Lo stesso Romero si lamentò per i rimproveri che ricevette da Giovanni Paolo II nell’incontro che ebbe con lui nel maggio del 1979, Wojtyla temeva infatti l’eccessivo impegno dell’arcivescovo nello scontro con il regime al governo in Salvador. Quando poi Giovanni Paolo II si recò nel Paese centroamericano nel 1993, pretese di vistare la tomba di Romero nonostante la contrarietà delle autorità, quindi una volta sul posto esclamò «Romero è nostro», quasi a significare la piena appartenenza al martirio della Chiesa dell’arcivescovo di San Salvador.

E tuttavia indubbiamente la Chiesa rappresentata negli anni ’80 da figure come Romero fu guardata con sospetto dal Vaticano impegnato sul fronte della guerra fredda. Il che ebbe come conseguenza una presa di distanza dai movimenti ecclesiali latinoamericani che si battevano per una maggiore giustizia sociale e soprattutto per il rispetto dei diritti umani nella sfera d’influenza degli Stati Uniti. Non a caso risalgono a quel periodo molte vicende controverse nella storia della Chiesa latinoamericana.

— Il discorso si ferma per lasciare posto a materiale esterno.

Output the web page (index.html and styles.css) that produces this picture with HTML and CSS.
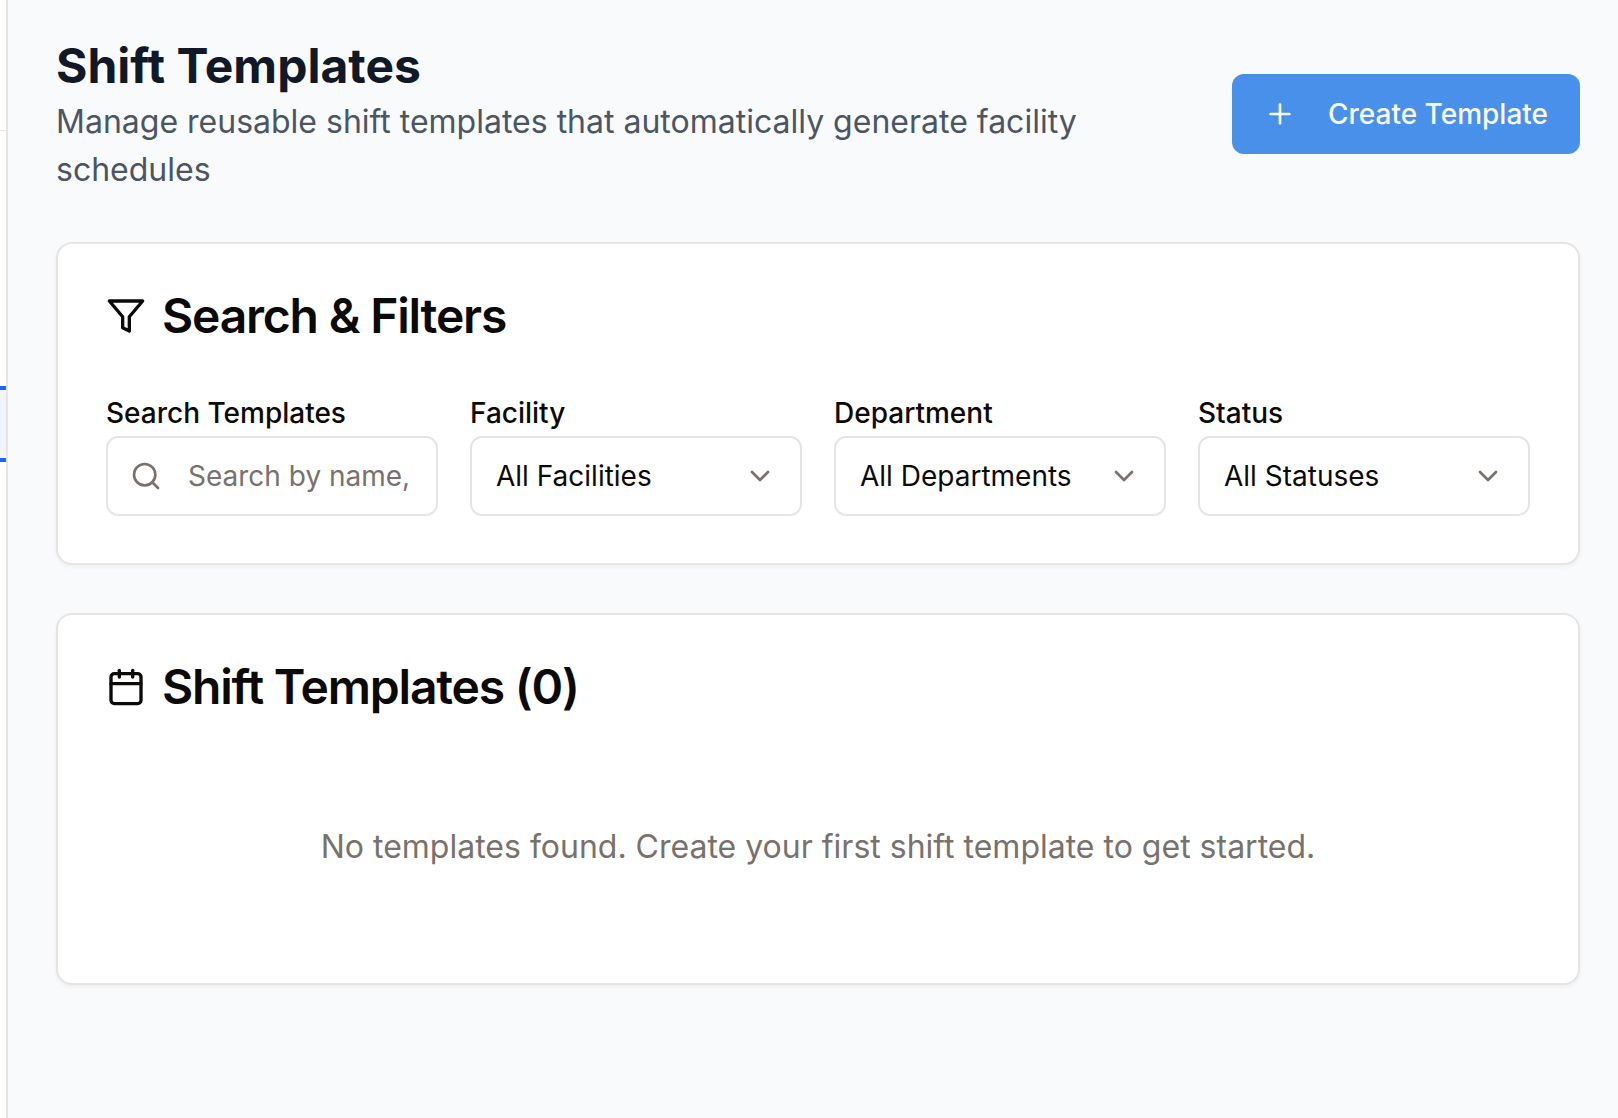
FILE: index.html
```html
<!DOCTYPE html>
<html lang="en">
<head>
  <meta charset="UTF-8">
  <title>Shift Templates</title>
  <link rel="stylesheet" href="styles.css">
</head>
<body>
  <aside class="sidebar">
    <div class="sidebar-head"></div>
    <div class="sidebar-active"></div>
  </aside>
  <main class="content">
    <header class="page-head">
      <div class="page-titles">
        <h1>Shift Templates</h1>
        <p>Manage reusable shift templates that automatically generate facility schedules</p>
      </div>
      <button class="btn-create">
        <svg class="icon-plus" viewBox="0 0 24 24"><path d="M5 12h14"/><path d="M12 5v14"/></svg>
        Create Template
      </button>
    </header>

    <section class="card card-filters">
      <h2 class="card-title">
        <svg class="icon-title" viewBox="0 0 24 24"><polygon points="22 3 2 3 10 12.46 10 19 14 21 14 12.46 22 3"/></svg>
        Search &amp; Filters
      </h2>
      <div class="filters">
        <div class="field">
          <label>Search Templates</label>
          <div class="control search">
            <svg class="icon-search" viewBox="0 0 24 24"><circle cx="11" cy="11" r="8"/><path d="m21 21-4.3-4.3"/></svg>
            <span class="placeholder">Search by name,</span>
          </div>
        </div>
        <div class="field">
          <label>Facility</label>
          <div class="control select">
            <span>All Facilities</span>
            <svg class="icon-chevron" viewBox="0 0 24 24"><path d="m6 9 6 6 6-6"/></svg>
          </div>
        </div>
        <div class="field">
          <label>Department</label>
          <div class="control select">
            <span>All Departments</span>
            <svg class="icon-chevron" viewBox="0 0 24 24"><path d="m6 9 6 6 6-6"/></svg>
          </div>
        </div>
        <div class="field">
          <label>Status</label>
          <div class="control select">
            <span>All Statuses</span>
            <svg class="icon-chevron" viewBox="0 0 24 24"><path d="m6 9 6 6 6-6"/></svg>
          </div>
        </div>
      </div>
    </section>

    <section class="card card-list">
      <h2 class="card-title">
        <svg class="icon-title" viewBox="0 0 24 24"><path d="M8 2v4"/><path d="M16 2v4"/><rect x="3" y="4" width="18" height="18" rx="2"/><path d="M3 10h18"/></svg>
        Shift Templates (0)
      </h2>
      <p class="empty">No templates found. Create your first shift template to get started.</p>
    </section>
  </main>
</body>
</html>
```

FILE: styles.css
```css
* { box-sizing: border-box; }
html, body { height: 100%; }
body { margin: 0; display: flex; height: 1118px; overflow: hidden; font-family: Inter, sans-serif; background: #f9fafb; color: #0c0a09; }
svg { fill: none; stroke: currentColor; stroke-linecap: round; stroke-linejoin: round; stroke-width: 2; flex-shrink: 0; }

.sidebar { width: 8px; flex-shrink: 0; background: #fff; border-right: 2px solid #e7e5e4; }
.sidebar-head { height: 131px; border-bottom: 1px solid #e7e5e4; }
.sidebar-active { height: 76px; margin-top: 255px; background: #eff6ff; border-top: 4px solid #2563eb; border-bottom: 4px solid #2563eb; }

.content { flex: 1; min-width: 0; padding: 34px 38px 0 48px; }
.page-head { display: flex; align-items: center; justify-content: space-between; gap: 64px; margin-bottom: 48px; }
.page-titles { flex: 1; min-width: 0; max-width: 1060px; }
h1 { margin: 0; font-size: 48px; line-height: 64px; font-weight: 700; color: #111827; }
.page-titles p { margin: 0; font-size: 32px; line-height: 48px; color: #4b5563; }
.btn-create { display: flex; align-items: center; gap: 32px; height: 80px; padding: 0 32px; border: 0; border-radius: 12px; background: #4990ea; color: #f8fafc; font-family: inherit; font-size: 28px; font-weight: 500; white-space: nowrap; }
.icon-plus { width: 32px; height: 32px; }

.card { background: #fff; border: 2px solid #e7e5e4; border-radius: 16px; padding: 48px; margin-bottom: 48px; box-shadow: 0 2px 4px rgba(0, 0, 0, 0.05); }
.card-filters { padding-bottom: 47px; }
.card-list { height: 372px; }
.card-title { display: flex; align-items: center; gap: 16px; margin: 0 0 57px; font-size: 48px; line-height: 48px; font-weight: 600; letter-spacing: -1.2px; }
.card-list .card-title { margin-bottom: 48px; }
.icon-title { width: 40px; height: 40px; }

.filters { display: grid; grid-template-columns: repeat(4, 1fr); gap: 32px; }
.field label { display: block; font-size: 28px; line-height: 32px; font-weight: 500; margin-bottom: 7px; }
.control { display: flex; align-items: center; gap: 24px; height: 80px; padding: 0 24px; border: 2px solid #e7e5e4; border-radius: 12px; font-size: 28px; white-space: nowrap; overflow: hidden; }
.search { gap: 26px; padding-left: 22px; }
.select { justify-content: space-between; }
.placeholder { color: #78716c; }
.icon-search { width: 32px; height: 32px; color: #78716c; }
.icon-chevron { width: 32px; height: 32px; color: #78716c; }

.empty { margin: 112px 0 0; text-align: center; font-size: 32px; line-height: 48px; color: #78716c; }
```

Vi furono arcivescovi e cardinali vicini alla teologia della liberazione come Paulo Evaristo Arns e Alois Lorschider in Brasile, o il cardinale Raul Silva Henriquez in Cile che apertamente sostenne e diede aiuto ai perseguitati dalla dittature cilena. In Argentina la Chiesa si divise fra quanti si opposero e quanti sostennero il regime militare. Da parte della Santa Sede ci furono molte ambiguità, azioni diplomatiche positive, ma anche il sostegno a regimi militari violenti. L’annuncio dato da monsignor Paglia sembra significare che Bergoglio ha intenzione di fare chiarezza e chiudere quella pagina. La beatificazione di Romero vuole restituire piena titolarità alla Chiesa che si oppose alle dittature, una Chiesa martire che lasciò decine e decine di vittime lungo il suo cammino.